When the three of us retired to make our judgment, I said “Look, this guy paid for what he did. Let’s don’t destroy whatever chances he has left for civilian life. He did a good job for the Air Force until this. He’s off the island and out of the service as soon as we’re done here. I want to give him an honorable discharge and let him go.” The other two officers agreed with me, and that was our decision.
I found out later there were a dozen other men in the same boat, court-martialed and convicted, still on Okinawa, waiting for their own discharge boards. Unlike the officers and senior NCOs who were immediately kicked out and sent home without courts-martial … forced to resign, actually … the other men had to endure the slow process of military justice, meanwhile assigned to menial administrative duties in backwater offices here and there, closely supervised.
I don’t have strong feelings one way or the other about the military’s intolerance of homosexuals. I really don’t care what people do privately at home, as long as it’s between adults and consensual, but if I encountered men (or women, or men and women, for that matter) engaging in sex in a public restroom, I wouldn’t think twice about calling the cops … some things just ain’t right. At the same time, I’m against entrapment, which always seems to be law enforcement’s response to sexual crimes, and I don’t see any point in subjecting the entrapped to public humiliation.
I hope the man we discharged kept his family together, put his college education to work, and rebuilt his life. I hope he stopped cruising public restrooms, but I suspect not … that seems to be a way of life for some people. All I know for sure is it’s not for me … after watching the OSI’s videotape of what went on in that restroom at Camp Lester, I couldn’t get it up for a year, and I still dread having to use public restrooms.

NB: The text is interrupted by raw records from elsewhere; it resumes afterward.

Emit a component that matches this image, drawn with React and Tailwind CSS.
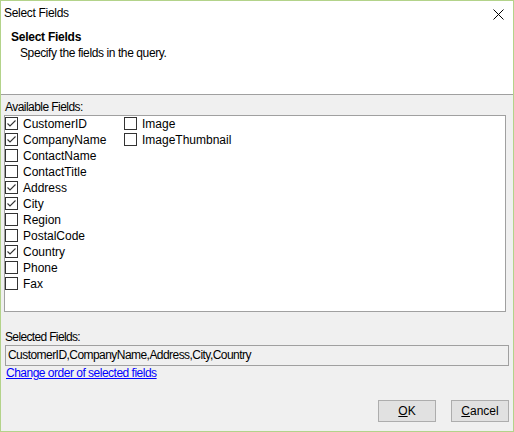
import React from "react";

const col1 = [
  ["CustomerID", true],
  ["CompanyName", true],
  ["ContactName", false],
  ["ContactTitle", false],
  ["Address", true],
  ["City", true],
  ["Region", false],
  ["PostalCode", false],
  ["Country", true],
  ["Phone", false],
  ["Fax", false],
];
const col2 = [
  ["Image", false],
  ["ImageThumbnail", false],
];

function Box({ checked }) {
  return (
    <div className="w-[13px] h-[13px] mt-[1px] border border-[#333333] bg-white shrink-0 relative">
      {checked && (
        <svg className="absolute left-0 top-0" width="11" height="11" viewBox="0 0 11 11">
          <path d="M1.5 5.5 L4 8 L9.5 2.5" fill="none" stroke="#333333" strokeWidth="1.1" />
        </svg>
      )}
    </div>
  );
}

function Item({ label, checked }) {
  return (
    <div className="h-[16px] flex items-start gap-[5px]">
      <Box checked={checked} />
      <span className="leading-[16px] whitespace-nowrap">{label}</span>
    </div>
  );
}

export default function App() {
  return (
    <div
      className="w-[514px] h-[432px] border border-[#b3d38a] bg-[#f0f0f0] flex flex-col text-[12px] text-black overflow-hidden"
      style={{ fontFamily: '"Liberation Sans", Arial, sans-serif' }}
    >
      <div className="bg-white h-[94px] border-b border-[#a0a0a0] flex flex-col">
        <div className="h-[29px] flex items-start justify-between pl-[3px] pr-[9px]">
          <span className="mt-[5px] leading-[14px] tracking-[-0.3px]">Select Fields</span>
          <svg className="mt-[8px]" width="11" height="11" viewBox="0 0 11 11">
            <path d="M0.5 0.5 L10.5 10.5 M10.5 0.5 L0.5 10.5" stroke="#000" strokeWidth="1" />
          </svg>
        </div>
        <div className="pl-[10px] leading-[14px] font-bold tracking-[-0.25px]">Select Fields</div>
        <div className="pl-[19px] mt-[2px] leading-[14px] tracking-[-0.4px]">Specify the fields in the query.</div>
      </div>

      <div className="flex flex-col flex-1">
        <div className="pt-[5px] pl-[4px] leading-[14px] tracking-[-0.55px]">Available Fields:</div>
        <div className="mt-[1px] ml-[3px] w-[502px] h-[197px] border border-[#a0a0a0] bg-white flex">
          <div className="w-[119px] flex flex-col">
            {col1.map(([l, c]) => (
              <Item key={l} label={l} checked={c} />
            ))}
          </div>
          <div className="flex flex-col">
            {col2.map(([l, c]) => (
              <Item key={l} label={l} checked={c} />
            ))}
          </div>
        </div>

        <div className="mt-[18px] pl-[4px] leading-[14px] tracking-[-0.65px]">Selected Fields:</div>
        <div className="mt-[1px] ml-[4px] w-[504px] h-[21px] border border-[#a0a0a0] bg-[#f0f0f0] pl-[2px] pt-[2px] leading-[14px] tracking-[-0.55px] whitespace-nowrap">
          CustomerID,CompanyName,Address,City,Country
        </div>
        <div className="pl-[5px] leading-[14px]">
          <span className="text-[#0000ff] underline tracking-[-0.5px]">Change order of selected fields</span>
        </div>

        <div className="mt-[20px] flex justify-end gap-[15px] pr-[4px]">
          <div className="w-[58px] h-[22px] border border-[#adadad] bg-[#e1e1e1] flex items-center justify-center leading-[14px]">
            <span><span className="underline">O</span>K</span>
          </div>
          <div className="w-[58px] h-[22px] border border-[#adadad] bg-[#e1e1e1] flex items-center justify-center leading-[14px]">
            <span><span className="underline">C</span>ancel</span>
          </div>
        </div>
      </div>
    </div>
  );
}
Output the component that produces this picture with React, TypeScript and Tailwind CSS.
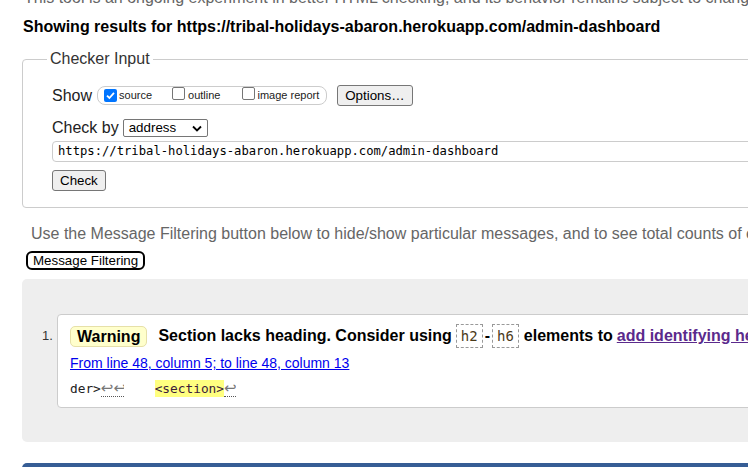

Update (3/22/19): As mentioned at the top, all this happened 30 years ago, at a time when gay servicemen and women were actively pursued, identified, shamed, and forced out (usually with dishonorable discharges). When I decided to share the story, in 2007, active homosexuality was still forbidden in all US military branches.
A nuance I chose not to write about was the USAF’s limited tolerance for lesbian officers, rated officers (pilots and navs) in particular. This is entirely anecdotal: I can’t prove it with facts and figures, but I worked alongside a few such women during my career. They weren’t open or out, but neither were they secretive.
These women, in my experience (and I hasten to admit that for all I know it may have been different in other service branches or in other USAF commands), escaped the persecution directed at gay male officers and gay enlisted personnel of either sex.
Things change. The gay witch hunts of the past today seem silly, misguided, even quaint. Believe me, though, they weren’t quaint at the time. Persecution and punishment was harsh, and countless lives were ruined.